Thanks, Hoss, for the prod to do this the better way from the start.

Having control over the Solr configuration from the launching JVM  
above and beyond the configuration files makes a lot of sense.

What I'm working on is a system to bring up Solr + Flare instances  
easily, sharing schemas but different data directories, and such.  I  
can see cache settings being overridden.

Hoss, you mentioned multiple server instances pointing to the same  
index directory.  Would that be a reasonable configuration?  Any  
contention issues with multiple Solr instances pointed at a single  
index?  I kinda always envisioned one-to-one Solr instance and index.

	Erik


Re: finer granularity of configuration

Posted by Chris Hostetter <ho...@fucit.org>.
: : Does this patch make sense to commit as-is, or could it be committed
: : with some tweaks, or is it not a good general approach and needs to
: : be thought out more?
:
: I suppose it's okay...

just to clarify that statement: i have no strong objection to it being
committed, as long as Erik agree's to assign SOLR-79 to himself and
work on it as soon as someone requests YASP (Yet Another System Property)

	:)

does that sound likie a fair deal Erik?



-Hoss


Re: finer granularity of configuration

Posted by Chris Hostetter <ho...@fucit.org>.
: My use case is this:  I want to have a single solrconfig.xml/
: schema.xml and Solr distribution, and be able to bring up a Solr
: instance for different data directories.  Nothing more than that.
: For different configurations and schemas, I'd make a copy of the
: configuration directory.
:
: Does this patch make sense to commit as-is, or could it be committed
: with some tweaks, or is it not a good general approach and needs to
: be thought out more?

I suppose it's okay...

i just worry that while for you the dataDir is the only critical
difference, other people may feel that they want to reuse the same dataDir
butwith differnet solrconfig.xml (so they can have multiple ports serving
searching the same index with different request handler configurations)
while other people will want the xslt directory to be different, etc...
at the moment the only system property we support is solr.solr.home (and
even that i feel like we should discourage unless there is a strong reason
why someone cn't use JNDI) but with that one property people can still
share just about anything via symbolic file/directory links.

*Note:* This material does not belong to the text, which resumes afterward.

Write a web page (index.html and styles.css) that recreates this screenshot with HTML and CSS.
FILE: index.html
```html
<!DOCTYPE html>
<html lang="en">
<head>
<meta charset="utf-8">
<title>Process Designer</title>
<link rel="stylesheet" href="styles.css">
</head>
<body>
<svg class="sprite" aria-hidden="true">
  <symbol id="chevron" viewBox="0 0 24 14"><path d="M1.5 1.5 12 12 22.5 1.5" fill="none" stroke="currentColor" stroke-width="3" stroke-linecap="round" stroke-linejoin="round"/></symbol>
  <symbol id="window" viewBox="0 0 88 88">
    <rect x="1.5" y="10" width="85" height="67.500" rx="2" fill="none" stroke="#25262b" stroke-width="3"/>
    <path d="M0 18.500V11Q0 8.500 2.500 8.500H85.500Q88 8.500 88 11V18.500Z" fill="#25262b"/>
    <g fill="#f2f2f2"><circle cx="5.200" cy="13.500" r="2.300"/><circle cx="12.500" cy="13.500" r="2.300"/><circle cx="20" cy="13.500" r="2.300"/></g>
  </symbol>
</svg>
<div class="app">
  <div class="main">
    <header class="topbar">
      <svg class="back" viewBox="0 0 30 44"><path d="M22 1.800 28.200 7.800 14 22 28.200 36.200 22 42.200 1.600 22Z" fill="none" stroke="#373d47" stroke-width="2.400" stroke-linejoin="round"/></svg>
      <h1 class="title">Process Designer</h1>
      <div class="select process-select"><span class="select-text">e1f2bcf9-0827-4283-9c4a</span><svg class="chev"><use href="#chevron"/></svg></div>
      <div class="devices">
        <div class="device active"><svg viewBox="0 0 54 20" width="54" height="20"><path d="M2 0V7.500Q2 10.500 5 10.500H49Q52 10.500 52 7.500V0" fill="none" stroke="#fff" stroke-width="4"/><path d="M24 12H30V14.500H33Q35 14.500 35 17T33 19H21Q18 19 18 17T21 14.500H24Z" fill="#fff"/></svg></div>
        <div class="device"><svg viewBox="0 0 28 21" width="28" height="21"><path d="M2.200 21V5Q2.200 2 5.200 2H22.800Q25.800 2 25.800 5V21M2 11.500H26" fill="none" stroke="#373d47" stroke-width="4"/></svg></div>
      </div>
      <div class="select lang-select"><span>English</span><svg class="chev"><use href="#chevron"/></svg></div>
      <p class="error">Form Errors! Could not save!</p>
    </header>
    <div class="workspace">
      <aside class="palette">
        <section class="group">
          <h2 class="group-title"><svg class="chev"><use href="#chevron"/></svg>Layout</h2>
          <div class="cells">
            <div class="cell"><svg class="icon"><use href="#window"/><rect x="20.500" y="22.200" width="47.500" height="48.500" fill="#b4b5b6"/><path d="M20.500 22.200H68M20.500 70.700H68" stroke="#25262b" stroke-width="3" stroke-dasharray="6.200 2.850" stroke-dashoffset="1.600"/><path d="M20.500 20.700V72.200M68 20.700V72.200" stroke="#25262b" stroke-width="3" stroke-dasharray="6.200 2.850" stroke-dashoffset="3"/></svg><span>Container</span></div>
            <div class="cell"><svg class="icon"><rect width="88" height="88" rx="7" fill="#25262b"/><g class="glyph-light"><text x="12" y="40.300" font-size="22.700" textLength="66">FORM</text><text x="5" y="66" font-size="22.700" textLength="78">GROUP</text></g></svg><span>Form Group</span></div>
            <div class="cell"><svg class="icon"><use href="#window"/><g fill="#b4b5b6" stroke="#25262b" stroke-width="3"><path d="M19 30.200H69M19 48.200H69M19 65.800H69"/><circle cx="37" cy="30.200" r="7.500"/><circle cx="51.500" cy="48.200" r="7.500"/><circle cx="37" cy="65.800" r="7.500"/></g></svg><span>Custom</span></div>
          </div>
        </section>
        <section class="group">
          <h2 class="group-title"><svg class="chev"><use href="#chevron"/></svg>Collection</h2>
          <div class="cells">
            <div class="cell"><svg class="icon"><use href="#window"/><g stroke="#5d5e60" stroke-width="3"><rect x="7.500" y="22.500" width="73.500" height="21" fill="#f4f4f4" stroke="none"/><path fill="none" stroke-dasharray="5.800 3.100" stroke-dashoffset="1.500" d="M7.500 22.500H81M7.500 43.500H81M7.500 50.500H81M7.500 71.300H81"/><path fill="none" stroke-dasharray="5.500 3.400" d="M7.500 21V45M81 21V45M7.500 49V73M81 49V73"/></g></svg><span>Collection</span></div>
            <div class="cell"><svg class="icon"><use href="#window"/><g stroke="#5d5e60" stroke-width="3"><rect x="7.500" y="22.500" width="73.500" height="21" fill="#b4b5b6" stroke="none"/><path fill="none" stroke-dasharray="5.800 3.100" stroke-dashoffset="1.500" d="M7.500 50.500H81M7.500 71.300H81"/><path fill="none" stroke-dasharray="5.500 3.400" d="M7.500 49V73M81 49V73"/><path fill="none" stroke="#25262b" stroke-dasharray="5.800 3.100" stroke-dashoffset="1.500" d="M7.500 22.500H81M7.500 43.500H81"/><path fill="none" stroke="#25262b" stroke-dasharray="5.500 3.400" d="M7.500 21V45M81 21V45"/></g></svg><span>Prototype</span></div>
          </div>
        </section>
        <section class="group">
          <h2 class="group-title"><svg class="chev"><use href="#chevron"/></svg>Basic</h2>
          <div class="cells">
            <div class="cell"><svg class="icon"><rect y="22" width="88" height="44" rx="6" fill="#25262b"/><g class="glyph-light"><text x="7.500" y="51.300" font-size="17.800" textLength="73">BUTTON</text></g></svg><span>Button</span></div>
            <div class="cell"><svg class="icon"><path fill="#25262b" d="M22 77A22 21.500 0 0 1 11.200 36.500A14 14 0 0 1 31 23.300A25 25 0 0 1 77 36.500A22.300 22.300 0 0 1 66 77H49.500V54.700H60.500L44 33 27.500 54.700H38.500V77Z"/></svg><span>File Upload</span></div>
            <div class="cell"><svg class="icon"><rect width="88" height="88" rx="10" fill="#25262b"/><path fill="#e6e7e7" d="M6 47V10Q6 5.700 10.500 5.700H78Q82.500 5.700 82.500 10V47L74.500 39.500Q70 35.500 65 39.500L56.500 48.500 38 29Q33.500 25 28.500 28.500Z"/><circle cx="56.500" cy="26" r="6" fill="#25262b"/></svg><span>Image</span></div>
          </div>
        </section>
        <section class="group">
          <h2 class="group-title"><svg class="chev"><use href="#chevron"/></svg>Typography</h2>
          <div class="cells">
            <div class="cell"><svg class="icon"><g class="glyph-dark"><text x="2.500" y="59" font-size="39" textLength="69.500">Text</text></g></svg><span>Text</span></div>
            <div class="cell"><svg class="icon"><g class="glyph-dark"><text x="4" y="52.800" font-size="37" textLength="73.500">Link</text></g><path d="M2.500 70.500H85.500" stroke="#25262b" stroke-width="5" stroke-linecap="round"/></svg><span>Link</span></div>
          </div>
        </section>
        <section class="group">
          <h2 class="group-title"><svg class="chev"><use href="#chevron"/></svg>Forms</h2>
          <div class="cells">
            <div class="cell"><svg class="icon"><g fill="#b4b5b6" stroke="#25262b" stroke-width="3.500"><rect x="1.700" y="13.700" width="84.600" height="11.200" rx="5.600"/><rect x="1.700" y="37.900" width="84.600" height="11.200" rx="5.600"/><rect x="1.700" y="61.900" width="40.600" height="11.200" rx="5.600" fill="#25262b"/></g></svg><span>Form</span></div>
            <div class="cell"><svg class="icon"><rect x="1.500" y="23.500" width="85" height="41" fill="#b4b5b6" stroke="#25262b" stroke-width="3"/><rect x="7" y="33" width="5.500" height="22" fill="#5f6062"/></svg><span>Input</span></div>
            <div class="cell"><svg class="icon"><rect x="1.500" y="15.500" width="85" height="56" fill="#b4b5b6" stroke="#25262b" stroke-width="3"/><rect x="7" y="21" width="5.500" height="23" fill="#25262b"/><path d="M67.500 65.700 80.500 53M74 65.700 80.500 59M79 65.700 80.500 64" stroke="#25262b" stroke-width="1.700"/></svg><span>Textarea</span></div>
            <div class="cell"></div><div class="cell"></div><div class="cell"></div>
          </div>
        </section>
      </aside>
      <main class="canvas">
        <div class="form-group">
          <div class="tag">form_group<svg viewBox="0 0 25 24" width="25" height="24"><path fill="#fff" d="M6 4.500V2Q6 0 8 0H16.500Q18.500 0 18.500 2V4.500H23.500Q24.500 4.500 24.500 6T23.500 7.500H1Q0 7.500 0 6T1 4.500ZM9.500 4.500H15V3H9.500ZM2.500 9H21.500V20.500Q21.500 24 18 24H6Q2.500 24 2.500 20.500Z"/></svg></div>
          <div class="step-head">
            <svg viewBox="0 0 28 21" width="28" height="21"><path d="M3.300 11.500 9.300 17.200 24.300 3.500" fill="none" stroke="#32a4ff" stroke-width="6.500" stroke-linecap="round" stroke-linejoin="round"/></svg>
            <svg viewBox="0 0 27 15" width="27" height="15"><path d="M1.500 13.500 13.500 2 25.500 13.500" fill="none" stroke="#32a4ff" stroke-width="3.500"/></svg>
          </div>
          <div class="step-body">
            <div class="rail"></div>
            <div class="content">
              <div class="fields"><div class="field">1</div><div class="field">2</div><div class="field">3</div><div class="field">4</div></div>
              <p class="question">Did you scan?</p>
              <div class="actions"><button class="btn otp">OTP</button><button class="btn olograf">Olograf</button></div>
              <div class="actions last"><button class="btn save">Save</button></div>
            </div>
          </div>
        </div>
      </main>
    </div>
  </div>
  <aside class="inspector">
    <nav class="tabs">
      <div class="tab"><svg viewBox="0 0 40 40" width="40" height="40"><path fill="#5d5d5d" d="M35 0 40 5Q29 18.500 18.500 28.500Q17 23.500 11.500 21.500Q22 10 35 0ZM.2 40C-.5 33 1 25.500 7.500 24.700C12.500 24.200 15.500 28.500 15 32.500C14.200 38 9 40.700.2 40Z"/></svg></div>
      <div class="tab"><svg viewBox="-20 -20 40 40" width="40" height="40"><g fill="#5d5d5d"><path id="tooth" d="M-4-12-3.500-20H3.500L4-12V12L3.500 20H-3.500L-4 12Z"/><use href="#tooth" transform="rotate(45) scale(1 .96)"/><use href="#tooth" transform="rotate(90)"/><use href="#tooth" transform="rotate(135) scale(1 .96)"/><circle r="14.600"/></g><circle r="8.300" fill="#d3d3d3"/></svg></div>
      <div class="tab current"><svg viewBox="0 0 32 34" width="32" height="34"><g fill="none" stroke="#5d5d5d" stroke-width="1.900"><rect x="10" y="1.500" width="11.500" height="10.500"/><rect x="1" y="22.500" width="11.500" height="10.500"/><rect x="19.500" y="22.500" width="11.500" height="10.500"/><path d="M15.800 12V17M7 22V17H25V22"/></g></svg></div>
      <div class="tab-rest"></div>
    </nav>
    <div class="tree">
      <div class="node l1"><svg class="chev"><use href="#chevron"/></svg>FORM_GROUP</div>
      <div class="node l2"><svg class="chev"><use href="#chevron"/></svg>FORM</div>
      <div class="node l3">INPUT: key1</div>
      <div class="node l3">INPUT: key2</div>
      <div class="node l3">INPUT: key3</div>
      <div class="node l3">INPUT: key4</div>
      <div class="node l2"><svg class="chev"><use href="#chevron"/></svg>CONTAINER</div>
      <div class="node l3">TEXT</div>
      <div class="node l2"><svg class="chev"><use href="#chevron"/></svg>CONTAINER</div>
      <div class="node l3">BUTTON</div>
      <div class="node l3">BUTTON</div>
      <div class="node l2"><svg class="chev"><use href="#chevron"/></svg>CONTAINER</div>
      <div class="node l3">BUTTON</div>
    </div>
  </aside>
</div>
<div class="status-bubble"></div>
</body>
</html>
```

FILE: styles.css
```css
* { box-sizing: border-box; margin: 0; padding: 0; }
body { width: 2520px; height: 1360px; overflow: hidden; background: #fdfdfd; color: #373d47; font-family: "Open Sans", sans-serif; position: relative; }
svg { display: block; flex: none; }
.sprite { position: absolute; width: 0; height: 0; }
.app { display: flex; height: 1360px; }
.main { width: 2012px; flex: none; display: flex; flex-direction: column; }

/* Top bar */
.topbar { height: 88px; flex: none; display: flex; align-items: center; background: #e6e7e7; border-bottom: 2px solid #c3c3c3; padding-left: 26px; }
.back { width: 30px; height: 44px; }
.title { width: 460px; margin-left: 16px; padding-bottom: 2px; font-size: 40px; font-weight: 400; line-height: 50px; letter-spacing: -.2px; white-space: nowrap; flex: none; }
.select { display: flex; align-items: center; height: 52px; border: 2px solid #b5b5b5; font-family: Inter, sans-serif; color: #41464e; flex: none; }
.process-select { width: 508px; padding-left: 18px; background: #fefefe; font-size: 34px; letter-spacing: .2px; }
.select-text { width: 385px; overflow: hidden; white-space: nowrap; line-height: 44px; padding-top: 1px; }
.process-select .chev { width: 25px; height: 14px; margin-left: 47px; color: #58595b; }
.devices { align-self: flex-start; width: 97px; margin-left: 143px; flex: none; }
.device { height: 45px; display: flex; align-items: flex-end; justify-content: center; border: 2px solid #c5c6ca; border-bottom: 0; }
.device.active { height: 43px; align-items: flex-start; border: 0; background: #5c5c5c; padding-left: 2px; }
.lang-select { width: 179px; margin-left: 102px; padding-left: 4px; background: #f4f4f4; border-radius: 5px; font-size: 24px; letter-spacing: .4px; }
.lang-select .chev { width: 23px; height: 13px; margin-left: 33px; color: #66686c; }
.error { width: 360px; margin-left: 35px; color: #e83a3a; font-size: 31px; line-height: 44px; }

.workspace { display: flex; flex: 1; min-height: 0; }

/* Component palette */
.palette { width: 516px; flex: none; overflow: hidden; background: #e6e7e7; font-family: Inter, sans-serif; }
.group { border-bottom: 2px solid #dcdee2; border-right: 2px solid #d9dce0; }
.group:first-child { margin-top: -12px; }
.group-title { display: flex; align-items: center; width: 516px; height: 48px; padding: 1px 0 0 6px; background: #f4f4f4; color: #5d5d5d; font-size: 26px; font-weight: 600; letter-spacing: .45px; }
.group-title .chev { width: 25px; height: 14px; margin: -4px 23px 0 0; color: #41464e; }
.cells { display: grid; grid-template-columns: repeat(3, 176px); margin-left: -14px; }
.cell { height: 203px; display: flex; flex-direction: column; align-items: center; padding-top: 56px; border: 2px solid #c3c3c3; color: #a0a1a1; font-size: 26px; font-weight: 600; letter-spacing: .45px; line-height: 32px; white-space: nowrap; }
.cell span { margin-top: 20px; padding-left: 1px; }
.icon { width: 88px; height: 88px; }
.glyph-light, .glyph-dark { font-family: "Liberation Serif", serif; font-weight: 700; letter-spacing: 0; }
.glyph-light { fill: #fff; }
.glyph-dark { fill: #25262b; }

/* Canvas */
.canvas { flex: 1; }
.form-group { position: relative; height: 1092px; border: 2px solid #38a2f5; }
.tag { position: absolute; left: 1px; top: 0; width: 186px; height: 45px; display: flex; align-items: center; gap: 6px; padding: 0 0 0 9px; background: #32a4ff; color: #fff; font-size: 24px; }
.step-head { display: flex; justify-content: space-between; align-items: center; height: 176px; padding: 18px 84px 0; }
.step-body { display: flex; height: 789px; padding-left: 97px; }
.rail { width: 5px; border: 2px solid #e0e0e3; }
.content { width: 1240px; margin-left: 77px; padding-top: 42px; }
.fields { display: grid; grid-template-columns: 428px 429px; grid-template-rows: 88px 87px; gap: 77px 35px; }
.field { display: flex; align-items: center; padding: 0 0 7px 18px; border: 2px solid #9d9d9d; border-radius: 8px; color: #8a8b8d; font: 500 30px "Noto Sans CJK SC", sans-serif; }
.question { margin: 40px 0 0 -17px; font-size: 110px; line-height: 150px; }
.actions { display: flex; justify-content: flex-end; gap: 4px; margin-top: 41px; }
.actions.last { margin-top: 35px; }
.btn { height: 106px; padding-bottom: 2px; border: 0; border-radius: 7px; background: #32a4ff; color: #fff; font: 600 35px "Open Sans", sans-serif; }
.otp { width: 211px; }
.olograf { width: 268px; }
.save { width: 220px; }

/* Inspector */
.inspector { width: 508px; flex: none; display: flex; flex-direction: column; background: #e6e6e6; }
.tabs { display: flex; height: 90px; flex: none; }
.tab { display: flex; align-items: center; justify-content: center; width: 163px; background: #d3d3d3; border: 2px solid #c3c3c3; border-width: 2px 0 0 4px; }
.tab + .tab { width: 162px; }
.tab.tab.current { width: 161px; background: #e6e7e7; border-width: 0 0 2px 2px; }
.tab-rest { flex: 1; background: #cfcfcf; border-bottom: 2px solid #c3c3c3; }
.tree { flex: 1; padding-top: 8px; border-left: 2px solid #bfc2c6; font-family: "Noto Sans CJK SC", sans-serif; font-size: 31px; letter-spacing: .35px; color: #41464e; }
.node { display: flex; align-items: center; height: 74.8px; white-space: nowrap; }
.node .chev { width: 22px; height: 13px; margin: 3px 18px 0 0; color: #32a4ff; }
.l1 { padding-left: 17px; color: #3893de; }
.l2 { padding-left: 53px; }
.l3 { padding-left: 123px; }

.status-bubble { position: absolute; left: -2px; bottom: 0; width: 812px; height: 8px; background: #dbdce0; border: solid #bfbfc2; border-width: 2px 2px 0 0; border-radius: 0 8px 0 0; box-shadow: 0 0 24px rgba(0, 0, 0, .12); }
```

if we start adding more system properies to let people override config
values, i'd rather see us go all out with token replacment and not add any
more special system property names.




-Hoss


Re: finer granularity of configuration

Posted by Erik Hatcher <er...@ehatchersolutions.com>.
On Feb 3, 2007, at 3:43 PM, Erik Hatcher wrote:
> I'd like to be able to have a common schema.xml and solrconfig.xml  
> but be able to fire up Solr instances pointed to different data  
> directories.  I realize we have SOLR-79 in JIRA.  Is that the  
> approach we want long term?
>
> Here's an off-the-cuff idea... what if we hook Config.get() to look  
> for system properties that would override configuration values.    
> SolrCore does this:
>
> 	  dataDir = SolrConfig.config.get("dataDir",Config.getInstanceDir() 
> +"data");
>
> If it looked for a system property (perhaps with a "solr." prefix)  
> you could override anything Config serves up.  Thoughts?

At first I went down the path of modifying Config.get (indirectly, by  
modifying Config.getVal), but it didn't feel quite right because the  
properties it asks for are XPaths.

dataDir is the only one I wanted to override, so I patched this instead:

Index: src/java/org/apache/solr/core/SolrCore.java
===================================================================
--- src/java/org/apache/solr/core/SolrCore.java (revision 505245)
+++ src/java/org/apache/solr/core/SolrCore.java (working copy)
@@ -182,7 +182,7 @@
        core = this;   // set singleton
        if (dataDir ==null) {
-        dataDir = SolrConfig.config.get 
("dataDir",Config.getInstanceDir()+"data");
+        dataDir = System.getProperty("solr.dataDir",  
SolrConfig.config.get("dataDir",Config.getInstanceDir()+"data"));
        }
        log.info("Opening new SolrCore at " + Config.getInstanceDir()  
+ ", dataDir="+dataDir);

My use case is this:  I want to have a single solrconfig.xml/ 
schema.xml and Solr distribution, and be able to bring up a Solr  
instance for different data directories.  Nothing more than that.   
For different configurations and schemas, I'd make a copy of the  
configuration directory.

Does this patch make sense to commit as-is, or could it be committed  
with some tweaks, or is it not a good general approach and needs to  
be thought out more?

Thanks,
	Erik